United coach Njegosh Popovich was reluctant to completely blame the heat, acknowledging both sides had to endure the same conditions.
However with midfielder Hayley Taylor-Young suffering heat exhaustion, Popovich did urge the A-Leagues to review the summer fixture, particularly with the season set to extend to 22 rounds next season.
"There needs to be something that gets sorted out for this because definitely it's not healthy," he said.
"This will take two weeks for some players to recover and some will recover quicker than others, but we have to look at healthy and safety aspects and our duty of care.
"One million per cent, that's something the A-Leagues have to look at."
Veteran defender Ellie Brush said the "embarrassing", "nightmare" of a defeat was a "low point" of her career at United, with two 5-0 losses in as many weeks, but echoed Popovich's concern over the season schedule.
"It's stupid and awful out there," she said. "The schedule is hard. We don't have enough time on the training paddock to get quality tactical sessions in and playing at 3 o'clock in the summer, it's ridiculous.
"It's meant to be a winter sport that's for sure. It takes away from the quality.
"Certainly if we go to a longer season it needs to be looked at and hopefully it is because it's tough conditions. But night games would be fine. There are other options."

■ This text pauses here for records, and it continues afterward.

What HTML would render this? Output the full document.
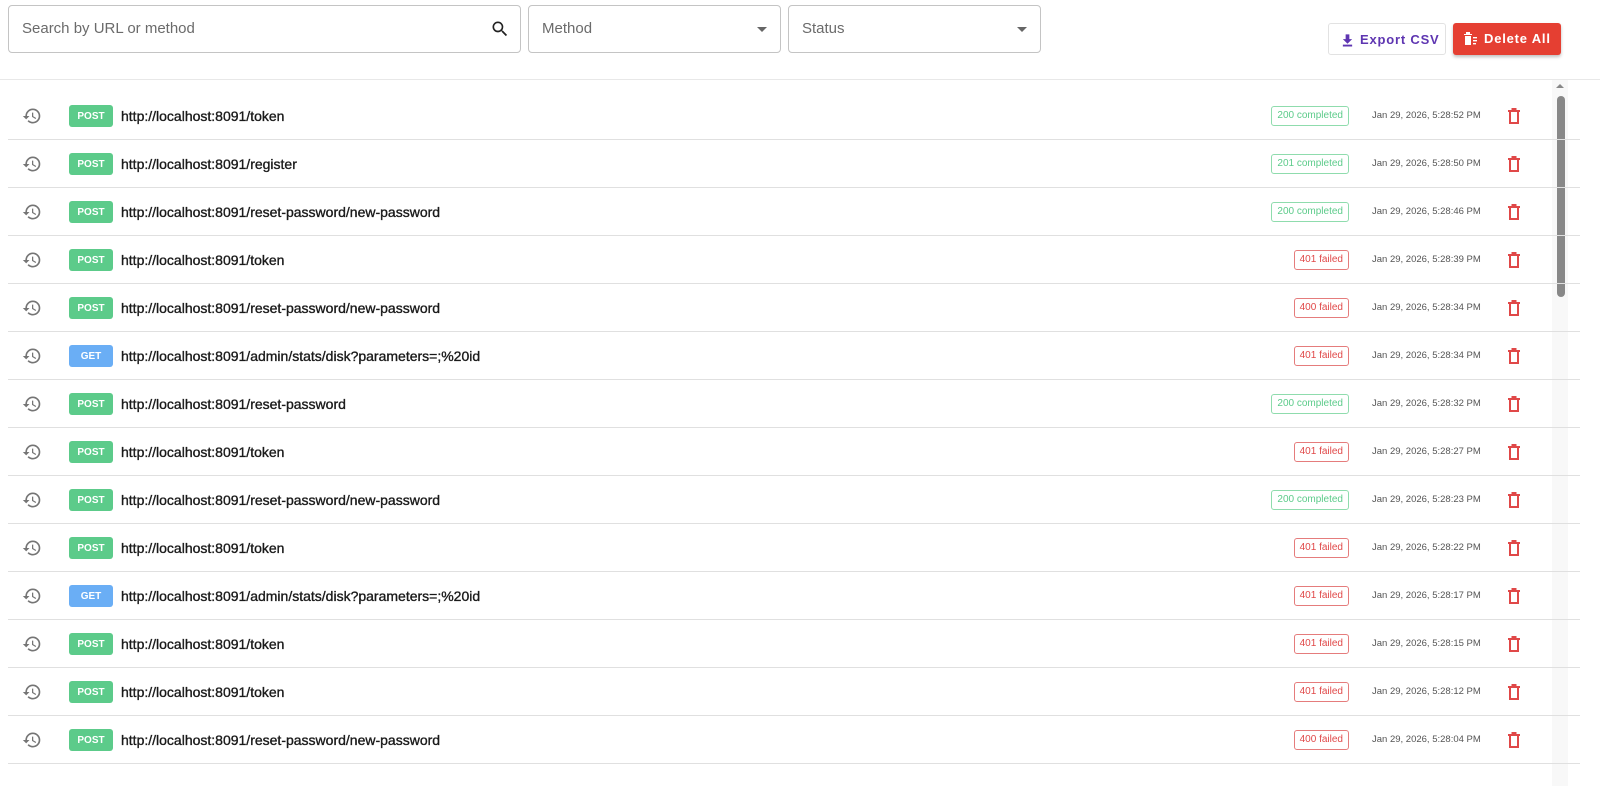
<!DOCTYPE html>
<html><head><meta charset="utf-8"><style>
*{box-sizing:border-box;margin:0;padding:0}
body{width:1600px;height:786px;overflow:hidden;background:#fff;font-family:"Liberation Sans",sans-serif;position:relative}
.box{position:absolute;top:5px;height:48px;border:1px solid #c4c4c4;border-radius:4px;color:#6b6b6b;font-size:15px;line-height:46px;padding-left:13px}
.btn{position:absolute;top:23px;height:32px;border-radius:3px;font-size:13px;font-weight:bold;letter-spacing:.8px;line-height:32px}
.hl{position:absolute;left:0;right:0;top:79px;height:1px;background:#e8e8e8}
.row{position:absolute;left:8px;width:1572px;height:48px;border-bottom:1px solid #e0e0e0}
.hist{position:absolute;left:14px;top:14px}
.m{position:absolute;left:61px;top:13px;width:44px;height:22px;border-radius:3px;color:#fff;font-size:10px;font-weight:bold;text-align:center;line-height:23px}
.post{background:#5ccb8a}.get{background:#6aaef5}
.url{position:absolute;left:113px;top:0;line-height:48px;font-size:14px;color:#1a1a1a;-webkit-text-stroke:0.35px #1a1a1a}
.chip{position:absolute;right:231px;top:14px;height:20px;border:1px solid;border-radius:3px;font-size:10px;line-height:18px;padding:0 5px}
.ok{color:#5ccb8a;border-color:#8fdcad}.bad{color:#e04848;border-color:#e57c7c}
.dt{position:absolute;left:1364px;top:0;line-height:48px;font-size:9.5px;color:#555}
.tr{position:absolute;left:1499px;top:15px}
.sb{position:absolute;left:1552px;top:80px;width:16px;height:706px;background:#f8f8f8}
.th{position:absolute;left:1557px;top:96px;width:8px;height:201px;background:#888;border-radius:4px}
</style></head><body>
<div class="box" style="left:8px;width:513px">Search by URL or method
<svg style="position:absolute;right:10px;top:13px" width="20" height="20" viewBox="0 0 24 24"><path fill="#222" d="M15.5 14h-.79l-.28-.27A6.470 6.470 0 0 0 16 9.5 6.5 6.5 0 1 0 9.5 16c1.61 0 3.09-.59 4.230-1.57l.27.28v.79l5 4.99L20.49 19l-4.99-5zm-6 0C7.01 14 5 11.99 5 9.5S7.01 5 9.5 5 14 7.01 14 9.5 11.99 14 9.5 14z"/></svg></div>
<div class="box" style="left:528px;width:253px">Method<span style="position:absolute;right:13px;top:21px;border:5px solid transparent;border-top-color:#666;border-bottom:0"></span></div>
<div class="box" style="left:788px;width:253px">Status<span style="position:absolute;right:13px;top:21px;border:5px solid transparent;border-top-color:#666;border-bottom:0"></span></div>
<div class="btn" style="left:1328px;width:118px;border:1px solid #e2e2e2;color:#5e35b1;padding-left:12px">
<svg style="vertical-align:-3px;margin-right:6px" width="13" height="14" viewBox="0 0 14 14"><path fill="#5e35b1" d="M5 1h4v5h3L7 11 2 6h3zM2 12h10v2H2z"/></svg>Export CSV</div>
<div class="btn" style="left:1453px;width:108px;background:#e53f32;color:#fff;padding-left:10px;box-shadow:0 2px 3px rgba(0,0,0,.25)">
<svg style="vertical-align:-2px;margin-right:6px" width="15" height="13" viewBox="0 0 15 13"><path fill="#fff" d="M1 2h8v1H1zM3 0h4v2H3zM2 4h6v9H2zM10 5h4v1.4h-4zM10 8h4v1.4h-4zM10 11h3v1.4h-3z"/></svg>Delete All</div>
<div class="hl"></div>
<div class="sb"><div style="position:absolute;left:4px;top:4px;border:4px solid transparent;border-bottom-color:#888;border-top:0"></div></div><div class="th"></div>
<div id="rows"></div>
<script>
var d=[["POST","/token",200,"completed","52"],["POST","/register",201,"completed","50"],["POST","/reset-password/new-password",200,"completed","46"],["POST","/token",401,"failed","39"],["POST","/reset-password/new-password",400,"failed","34"],["GET","/admin/stats/disk?parameters=;%20id",401,"failed","34"],["POST","/reset-password",200,"completed","32"],["POST","/token",401,"failed","27"],["POST","/reset-password/new-password",200,"completed","23"],["POST","/token",401,"failed","22"],["GET","/admin/stats/disk?parameters=;%20id",401,"failed","17"],["POST","/token",401,"failed","15"],["POST","/token",401,"failed","12"],["POST","/reset-password/new-password",400,"failed","04"]];
var h="";
d.forEach(function(r,i){
var hist='<svg class="hist" width="20" height="20" viewBox="0 0 24 24"><path fill="#757575" d="M13 3a9 9 0 0 0-9 9H1l3.89 3.89.07.14L9 12H6c0-3.87 3.13-7 7-7s7 3.13 7 7-3.13 7-7 7c-1.93 0-3.68-.79-4.94-2.06l-1.42 1.42A8.954 8.954 0 0 0 13 21a9 9 0 0 0 0-18zm-1 5v5l4.28 2.54.72-1.21-3.5-2.08V8H12z"/></svg>';
var tr='<svg class="tr" width="14" height="18" viewBox="0 0 14 18"><path fill="none" stroke="#e04848" stroke-width="2" d="M3 5v11h8V5"/><path fill="#e04848" d="M1 3h12v2H1zM4.5 1h5v2h-5z"/></svg>';
h+='<div class="row" style="top:'+(92+i*48)+'px">'+hist+'<div class="m '+(r[0]=="GET"?"get":"post")+'">'+r[0]+'</div><div class="url">http://localhost:8091'+r[1]+'</div><div class="chip '+(r[3]=="completed"?"ok":"bad")+'">'+r[2]+' '+r[3]+'</div><div class="dt">Jan 29, 2026, 5:28:'+r[4]+' PM</div>'+tr+'</div>';
});
document.getElementById("rows").innerHTML=h;
</script>
</body></html>
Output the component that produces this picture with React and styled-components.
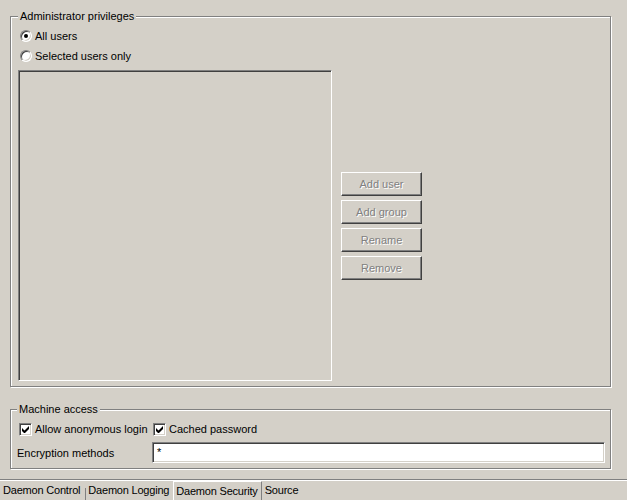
import React from "react";
import styled, { createGlobalStyle } from "styled-components";

const GlobalStyle = createGlobalStyle`
  html, body {
    margin: 0;
    padding: 0;
    background: #d4d0c8;
  }
  body {
    font-family: "Liberation Sans", Arial, sans-serif;
    font-size: 11px;
    color: #000;
  }
`;

const Page = styled.div`
  display: flex;
  flex-direction: column;
  height: 500px;
  width: 627px;
  background: #d4d0c8;
  overflow: hidden;
`;

const Content = styled.div`
  display: flex;
  flex-direction: column;
  padding: 16px 16px 0 10px;
`;

const Group = styled.div`
  position: relative;
  box-sizing: border-box;
  height: ${(p) => p.$height}px;
  margin-top: ${(p) => p.$top || 0}px;
  border: 1px solid #808080;
  box-shadow: inset 1px 1px #fff, 1px 1px #fff;
  padding: ${(p) => p.$pad};
`;

const Legend = styled.span`
  position: absolute;
  top: -7px;
  left: ${(p) => p.$left}px;
  padding: 0 2px;
  background: #d4d0c8;
  line-height: 13px;
`;

const OptionRow = styled.label`
  display: flex;
  align-items: center;
  height: 20px;
  gap: 3px;
`;

const Radio = styled.span`
  position: relative;
  box-sizing: border-box;
  width: 12px;
  height: 12px;
  border-radius: 50%;
  background: #fff;
  border: 1px solid;
  border-color: #808080 #fff #fff #808080;
  box-shadow: inset 1px 1px #404040, inset -1px -1px #d4d0c8;

  &::after {
    content: "";
    display: ${(p) => (p.$checked ? "block" : "none")};
    position: absolute;
    left: 3px;
    top: 3px;
    width: 4px;
    height: 4px;
    border-radius: 50%;
    background: #000;
  }
`;

const ListRow = styled.div`
  display: flex;
  align-items: center;
  gap: 9px;
  margin-top: 4px;
  margin-left: -2px;
`;

const Sunken = styled.div`
  box-sizing: border-box;
  border: 1px solid;
  border-color: #808080 #fff #fff #808080;
  box-shadow: inset 1px 1px #404040, inset -1px -1px #d4d0c8;
`;

const ListBox = styled(Sunken)`
  width: 314px;
  height: 311px;
  background: #d4d0c8;
`;

const ButtonColumn = styled.div`
  display: flex;
  flex-direction: column;
  gap: 4px;
`;

const Button = styled.button`
  box-sizing: border-box;
  width: 81px;
  height: 24px;
  padding: 0;
  font-family: inherit;
  font-size: 11px;
  background: #d4d0c8;
  color: #808080;
  text-shadow: 1px 1px #fff;
  border: 1px solid;
  border-color: #fff #404040 #404040 #fff;
  box-shadow: inset -1px -1px #808080;
`;

const FormGrid = styled.div`
  display: grid;
  grid-template-columns: 135px 1fr;
  grid-template-rows: 18px 21px;
  row-gap: 4px;
  align-items: center;
`;

const CheckItem = styled.label`
  display: flex;
  align-items: center;
  gap: 3px;
  margin-left: ${(p) => p.$offset}px;
  white-space: nowrap;
`;

const Box = styled(Sunken)`
  position: relative;
  width: 13px;
  height: 13px;
  background: #fff;
  display: flex;
  align-items: center;
  justify-content: center;
`;

const FieldLabel = styled.span`
  white-space: nowrap;
`;

const Input = styled(Sunken)`
  height: 21px;
  background: #fff;
  padding: 3px 4px;
  line-height: 13px;
`;

const TabBar = styled.div`
  display: flex;
  margin-top: auto;
  height: 20px;
  border-top: 1px solid #808080;
  box-shadow: inset 0 1px #fff;
  letter-spacing: -0.2px;
`;

const Tab = styled.div`
  box-sizing: border-box;
  display: flex;
  align-items: center;
  padding: 0 ${(p) => p.$r}px 0 ${(p) => p.$l}px;
  margin-top: ${(p) => (p.$active ? 1 : 0)}px;
  white-space: nowrap;
  ${(p) =>
    p.$active &&
    `
    border: 1px solid;
    border-color: #fff #808080 transparent #fff;
    border-bottom: none;
  `}
`;

const Separator = styled.span`
  align-self: flex-end;
  width: 1px;
  height: 12px;
  background: #808080;
  margin-right: 1px;
`;

const Check = () => (
  <svg width="7" height="7" viewBox="0 0 7 7">
    <path d="M0 2v3l2 2h1l4-4V0L2.5 4.5z" fill="#000" />
  </svg>
);

export default function App() {
  return (
    <Page>
      <GlobalStyle />
      <Content>
        <Group $height={371} $pad="9px 8px 0 9px">
          <Legend $left={7}>Administrator privileges</Legend>
          <OptionRow>
            <Radio $checked />
            All users
          </OptionRow>
          <OptionRow>
            <Radio />
            Selected users only
          </OptionRow>
          <ListRow>
            <ListBox />
            <ButtonColumn>
              <Button disabled>Add user</Button>
              <Button disabled>Add group</Button>
              <Button disabled>Rename</Button>
              <Button disabled>Remove</Button>
            </ButtonColumn>
          </ListRow>
        </Group>

        <Group $height={60} $top={22} $pad="10px 5px 0 6px">
          <Legend $left={6}>Machine access</Legend>
          <FormGrid>
            <CheckItem $offset={2}>
              <Box>
                <Check />
              </Box>
              Allow anonymous login
            </CheckItem>
            <CheckItem $offset={1}>
              <Box>
                <Check />
              </Box>
              Cached password
            </CheckItem>
            <FieldLabel>Encryption methods</FieldLabel>
            <Input>*</Input>
          </FormGrid>
        </Group>
      </Content>

      <TabBar>
        <Tab $l={3} $r={5}>Daemon Control</Tab>
        <Separator />
        <Tab $l={1} $r={4}>Daemon Logging</Tab>
        <Tab $active $l={2} $r={3}>Daemon Security</Tab>
        <Tab $l={3} $r={3}>Source</Tab>
      </TabBar>
    </Page>
  );
}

Even without Matildas star Chloe Logarzo, it only took five minutes for Western United to find the back of the net and the floodgates opened in a lethargic first-half defensive display from the women in green.
After Danielle Steer's first A-League Women goal, less than 10 minutes later she provided an assist for teammate Mel Taranto to get her first too.
Mistakes at the back, combined with a flat-footed Chloe Lincoln sitting high led to Hannah Keane pouncing on the goalkeeper out of position and scoring the visitors' third.
Keane then had her second with an impressive 20-metre solo run, out-muscling Brush before a neat finish between Lincoln's legs.
Sydney Cummings then rubbed salt in the wound, finishing the crumbs of a cross bobbled by Lincoln on the goal-line just before half-time.
Canberra had an improved performance in the second half, producing more shots in the final third, holding possession more confidently, and they were less generous in defence.
But there would be no fairytale comeback.
Western United were just a class above and showed why they're rightly title favourites, handing Canberra their biggest loss at home since Sydney FC beat them 4-0 in 2020.
The result is United's second back-to-back defeat of the season and it's a startling slide, as it was only a few weeks ago Canberra were seemingly on the rise again.
In New Zealand they copped a shock 5-0 defeat to cellar dwellers Wellington Phoenix, and another heavy loss at home will surely send Popovich back to the drawing board looking for answers.
There's still plenty of games left for Canberra to get their season on track but they'll need to make up a lot of points to get back into finals contention.
Hurting United after the last two weeks is the 10-0 points difference, so they'll be hoping a few of the top teams stumble to give them a boost too.
"It's going to be a tougher run now into the finals, so now every game is a grand final," Popovich said.
"There's no team that's easy and Wellington proved that last week."